Several other topical combinations have been shown to have augmented therapeutic effects with deeper penetration afforded through LADD. These include analgesics, medications used in photodynamic therapy such as aminolaevulinic acid, topical antioxidants, imiquimod, 5-fluorouracil, corticosteroid, and others.^2,6 With further studies, there is evidence in favor of the potential clinical applications of LADD to include several other common dermatotic conditions such as scars, warts, dyspigmentation, alopecia areata, skin cancer, and melasma.

IMPORTANT CONSIDERATIONS

As with any treatments, there is always the potential for adverse effects. As previously mentioned, increased channel depth, laser densities, and coagulation zones may affect the efficacy and safety of LADD.^5,8 Balance must be achieved between the correct treatment settings for improved topical penetration, while mitigating the risk of burns and/or scars. It is important for the topicals being applied to be well-studied in terms of their ingredients and components to avoid potential foreign body or hypersensitivity reactions. Local cutaneous reactions are also a potential risk that must be accounted for. For example, intensified local cutaneous responses after AFL-assisted photodynamic therapy (PDT) have been shown in contrast to PDT alone.⁵ It is therefore important to be well-aware of local and systemic reactions to topically applied medications and the potential for these effects to present with prominence through LADD. In addition to patient skin type, which should be considered when using any laser, the patient anatomic site is also important as the thickness of the dermis, as well as the presence of adnexal structures, will impact the degree of penetration of substances. Transfollicular penetration can increase the absorption of medications, thereby potentially increasing the effect of topicals absorbed.5 Given the complexity and various considerations that must be taken into account, it is imperative that individuals seek LADD providers with an in-depth understanding of the skin, in addition to laser science and treatment.

CONCLUSION

Laser-assisted drug delivery is emerging in popularity as an approach to treat a wide variety of medical and aesthetic dermatologic indications. Through inducing a zone of thermal damage, lasers help to achieve a higher penetration of topically applied medications, improving their absorption and biologic effects. In-depth training in technique along with fundamental knowledge of the skin, laser, and topical medication properties is critical to allow treatments to be performed safely and effectively.

1. Labadie JG, Ibrahim O, and Dover JS. Laser-Assisted Drug Delivery. Advances in Cosmetic Surgery. 2023;6(1):19-30.

2. Labadie JG, et al. Evidence-Based Clinical Practice Guidelines for Laser-Assisted Drug Delivery. JAMA Dermatol. 2022;158(10):1193-201.

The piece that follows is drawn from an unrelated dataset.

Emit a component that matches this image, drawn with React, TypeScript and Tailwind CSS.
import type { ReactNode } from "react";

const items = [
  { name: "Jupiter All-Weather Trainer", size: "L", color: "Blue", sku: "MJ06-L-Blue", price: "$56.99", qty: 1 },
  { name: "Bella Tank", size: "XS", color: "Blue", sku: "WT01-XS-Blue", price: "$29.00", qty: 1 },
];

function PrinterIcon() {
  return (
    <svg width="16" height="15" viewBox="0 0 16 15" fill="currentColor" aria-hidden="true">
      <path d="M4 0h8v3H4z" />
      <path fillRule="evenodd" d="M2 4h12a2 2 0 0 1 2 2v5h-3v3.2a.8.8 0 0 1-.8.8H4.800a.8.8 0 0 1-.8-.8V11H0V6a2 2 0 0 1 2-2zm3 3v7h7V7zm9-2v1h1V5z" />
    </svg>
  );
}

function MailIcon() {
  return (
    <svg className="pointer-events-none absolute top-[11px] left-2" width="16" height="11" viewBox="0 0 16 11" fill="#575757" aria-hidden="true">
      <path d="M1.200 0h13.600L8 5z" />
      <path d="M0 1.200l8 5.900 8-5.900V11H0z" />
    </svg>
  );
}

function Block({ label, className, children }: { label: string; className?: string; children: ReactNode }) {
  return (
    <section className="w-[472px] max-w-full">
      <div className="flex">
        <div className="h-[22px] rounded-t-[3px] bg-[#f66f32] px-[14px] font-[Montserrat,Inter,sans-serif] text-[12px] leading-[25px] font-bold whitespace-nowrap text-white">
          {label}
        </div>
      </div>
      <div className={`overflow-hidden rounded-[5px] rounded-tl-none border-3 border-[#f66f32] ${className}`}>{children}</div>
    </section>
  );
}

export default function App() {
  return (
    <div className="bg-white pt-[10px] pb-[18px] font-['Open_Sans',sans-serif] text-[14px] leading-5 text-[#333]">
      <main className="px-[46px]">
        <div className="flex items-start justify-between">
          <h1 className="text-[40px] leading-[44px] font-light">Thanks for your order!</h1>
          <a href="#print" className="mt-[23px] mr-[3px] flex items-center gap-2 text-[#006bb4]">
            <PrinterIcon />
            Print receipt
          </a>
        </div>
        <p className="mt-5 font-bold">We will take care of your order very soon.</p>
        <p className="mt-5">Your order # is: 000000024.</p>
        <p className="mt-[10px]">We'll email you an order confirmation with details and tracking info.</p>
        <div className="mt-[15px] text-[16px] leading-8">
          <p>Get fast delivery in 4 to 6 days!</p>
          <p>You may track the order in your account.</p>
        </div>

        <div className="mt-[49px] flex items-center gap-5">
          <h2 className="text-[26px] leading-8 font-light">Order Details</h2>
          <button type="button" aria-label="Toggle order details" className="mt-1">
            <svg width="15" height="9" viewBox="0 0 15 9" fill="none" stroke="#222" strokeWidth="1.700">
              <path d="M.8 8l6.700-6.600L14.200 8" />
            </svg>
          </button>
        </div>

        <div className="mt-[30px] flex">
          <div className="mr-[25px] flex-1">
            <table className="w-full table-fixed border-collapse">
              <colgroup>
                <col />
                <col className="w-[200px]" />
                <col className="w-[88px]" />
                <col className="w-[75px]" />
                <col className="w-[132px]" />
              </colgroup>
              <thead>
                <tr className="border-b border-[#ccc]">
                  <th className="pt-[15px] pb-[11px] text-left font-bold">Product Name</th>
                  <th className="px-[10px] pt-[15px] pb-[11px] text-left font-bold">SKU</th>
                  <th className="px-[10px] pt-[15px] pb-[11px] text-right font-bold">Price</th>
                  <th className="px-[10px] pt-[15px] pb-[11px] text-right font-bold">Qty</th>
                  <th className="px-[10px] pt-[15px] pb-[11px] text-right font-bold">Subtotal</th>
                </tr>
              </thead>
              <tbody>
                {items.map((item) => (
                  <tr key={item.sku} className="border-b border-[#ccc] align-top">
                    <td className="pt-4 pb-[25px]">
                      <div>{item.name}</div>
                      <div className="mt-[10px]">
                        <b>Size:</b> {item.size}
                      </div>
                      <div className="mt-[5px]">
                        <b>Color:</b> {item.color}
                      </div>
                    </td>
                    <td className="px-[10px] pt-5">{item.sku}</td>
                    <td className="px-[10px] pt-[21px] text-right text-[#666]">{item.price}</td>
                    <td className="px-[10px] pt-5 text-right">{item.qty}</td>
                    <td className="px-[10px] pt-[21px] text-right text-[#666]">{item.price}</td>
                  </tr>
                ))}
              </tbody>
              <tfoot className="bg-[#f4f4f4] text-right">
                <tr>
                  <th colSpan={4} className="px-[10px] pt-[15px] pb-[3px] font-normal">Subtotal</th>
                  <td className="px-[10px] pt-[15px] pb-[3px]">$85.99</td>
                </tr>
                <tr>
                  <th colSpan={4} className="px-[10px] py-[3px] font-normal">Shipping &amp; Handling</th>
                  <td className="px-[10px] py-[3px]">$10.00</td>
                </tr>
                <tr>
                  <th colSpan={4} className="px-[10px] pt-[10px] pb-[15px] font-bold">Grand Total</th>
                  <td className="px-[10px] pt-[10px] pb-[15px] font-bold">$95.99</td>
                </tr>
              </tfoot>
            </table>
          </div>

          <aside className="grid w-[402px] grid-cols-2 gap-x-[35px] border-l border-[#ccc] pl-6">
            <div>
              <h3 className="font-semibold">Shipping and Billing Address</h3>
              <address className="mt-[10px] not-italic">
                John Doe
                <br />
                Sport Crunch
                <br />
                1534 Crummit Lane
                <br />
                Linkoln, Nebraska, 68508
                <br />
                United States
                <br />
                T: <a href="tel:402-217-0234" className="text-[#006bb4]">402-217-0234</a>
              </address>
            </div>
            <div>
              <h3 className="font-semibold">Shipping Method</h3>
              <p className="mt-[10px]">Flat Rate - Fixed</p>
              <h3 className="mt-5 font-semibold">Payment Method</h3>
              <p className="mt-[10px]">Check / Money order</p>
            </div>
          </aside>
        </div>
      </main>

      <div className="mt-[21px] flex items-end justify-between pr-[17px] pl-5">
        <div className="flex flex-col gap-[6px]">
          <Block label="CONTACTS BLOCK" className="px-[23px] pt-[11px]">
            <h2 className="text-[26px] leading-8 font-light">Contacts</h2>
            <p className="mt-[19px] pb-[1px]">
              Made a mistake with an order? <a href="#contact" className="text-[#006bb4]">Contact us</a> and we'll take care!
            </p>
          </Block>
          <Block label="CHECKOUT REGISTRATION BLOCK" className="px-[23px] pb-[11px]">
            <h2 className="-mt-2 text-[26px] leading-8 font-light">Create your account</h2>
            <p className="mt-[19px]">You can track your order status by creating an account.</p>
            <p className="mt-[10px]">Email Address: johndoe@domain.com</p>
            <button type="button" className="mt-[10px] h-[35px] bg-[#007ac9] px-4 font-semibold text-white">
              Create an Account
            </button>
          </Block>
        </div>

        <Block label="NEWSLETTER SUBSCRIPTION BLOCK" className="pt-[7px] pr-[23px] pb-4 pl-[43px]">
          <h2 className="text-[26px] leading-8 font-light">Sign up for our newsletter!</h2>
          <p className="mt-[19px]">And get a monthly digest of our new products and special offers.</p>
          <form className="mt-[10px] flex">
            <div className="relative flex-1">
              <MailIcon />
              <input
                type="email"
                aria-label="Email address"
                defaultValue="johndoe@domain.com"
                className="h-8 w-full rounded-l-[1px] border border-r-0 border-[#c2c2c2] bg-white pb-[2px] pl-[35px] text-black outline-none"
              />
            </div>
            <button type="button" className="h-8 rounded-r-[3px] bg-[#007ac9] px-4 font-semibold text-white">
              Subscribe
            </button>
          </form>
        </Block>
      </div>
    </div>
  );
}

3. Steuer AB, Bajaj S, Wang JV, and Geronemus RG. Safety and Effectiveness of Fractional Ablative CO 2 Laser-Assisted Delivery of Topical Poly- l -Lactic Acid for Rhytides and Scars. Dermatol Surg. 2024;50(4):400-02.

4. Banzhaf CA, et al. Fractional laser-assisted drug uptake: Impact of time-related topical application to achieve enhanced delivery. Lasers Surg Med. 2017;49(4):348-54.

5. Ibrahim O, et al. Challenges to laser-assisted drug delivery: Applying theory to clinical practice. Lasers Surg Med. 2018;50(1):20-27.

6. Ibrahim O, et al. Safety of Laser-Assisted Delivery of Topical Poly-L-Lactic Acid in the Treatment of Upper Lip Rhytides: A Prospective, Rater-Blinded Study. Dermatol Surg. 2019;45(7):968-74.

7. Rkein A, Ozog D, Waibel JS. Treatment of atrophic scars with fractionated CO2 laser facilitating delivery of topically applied poly-L-lactic acid. Dermatol Surg. 2014;40(6):624-31.

8. Sklar LR, Burnett CT, Waibel JS, Moy RL, Ozog DM. Laser assisted drug delivery: a review of an evolving technology. Lasers Surg Med. 2014;46(4):249-62.